Assume we observe i.i.d. d-dimensional data \(\{x^{(i)}\}_{i=1}^n\) with \(x^{(i)}=(x_1^{(i)},\ldots ,x_d^{(i)})\). That is, a dependence structure is allowed along the d dimensions but not between the n vector-valued observations. Each \(x_j^{(i)}\) has marginal distribution function \(H_j(x)\) which is, for now, assumed to be known. Thus, \((u_1^{(i)},\ldots ,u_d^{(i)})=(H_1(x_1^{(i)}),\ldots ,H_d(x_d^{(i)}))\) where the \(u_j^{(i)}\) are distributed uniformly on (0, 1).

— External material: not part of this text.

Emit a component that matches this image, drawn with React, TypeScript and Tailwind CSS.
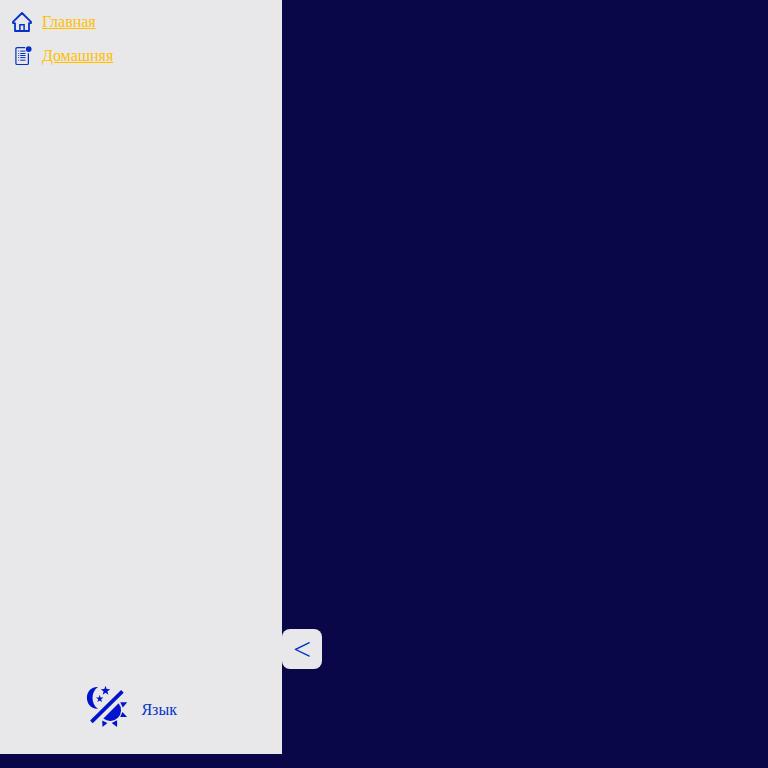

This means that \((u_1^{(i)},\ldots ,u_d^{(i)})\) can be modeled by a copula C, where C is the copula function of, e.g., the GMCM or SMCM. The relation between \(u_j^{(i)}\), \(x_j^{(i)}\) and \(z_j^{(i)}\) can be described by \(u_j^{(i)}=F_j(z_j^{(i)})=H_j(x_j^{(i)})\) for any \(i=1,\ldots ,n\) and \(j=1,\ldots ,d\). The data thus have three different levels. \(\{x^{(i)}\}_{i=1}^n\) is the observed process, \(\{u^{(i)}\}_{i=1}^n\) is the copula process and \(\{z^{(i)}\}_{i=1}^n\) is the latent process. When the copula level is modeled with an SMCM (GMCM), the latent process follows the SMM (GMM). Figure 1 compares the observed data, the copula level and the latent level of an SMCM with a GMCM for \(n=10{,}000\). For this figure, we simulated \(\{u^{(i)}\}_{i=1}^n\) according to a 2-dimensional and 3-modal SMCM and a GMCM using the same set of parameters (except the degrees of freedom). To simulate the observed level, we set \(H_j^{-1}\equiv \Phi ^{-1}\) for any j, the standard normal quantile function. We see that on the observed level the clusters of the SMCM have more outliers than those of the GMCM. This transfers to the copula and the latent levels where the SMCM clusters have more fuzzy and overlapping boundaries than the GMCM clusters. This property may be more realistic in some scenarios.

Fig. 1
figure 1

c, f Show 2-dimensional and 3-modal simulated data of a GMM and an SMM with the same means and scaling matrices for \(n=10{,}000\). All degrees of freedom are equal to 4. b, e Show the corresponding copula levels of the GMCM and the SMCM. a, d Visualize the corresponding observed level by transforming the copula level with the inverse distribution function of the standard normal distribution

Estimation

In this section, we follow [23] and propose two maximum likelihood estimation algorithms for the parameters of an SMCM. We aim to learn an SMCM by maximizing the log-likelihood corresponding to the copula density. First, we discuss an Expectation-Maximization-based algorithm and second a Simplex approach. Both also work well for the GMCM. We also highlight the differences.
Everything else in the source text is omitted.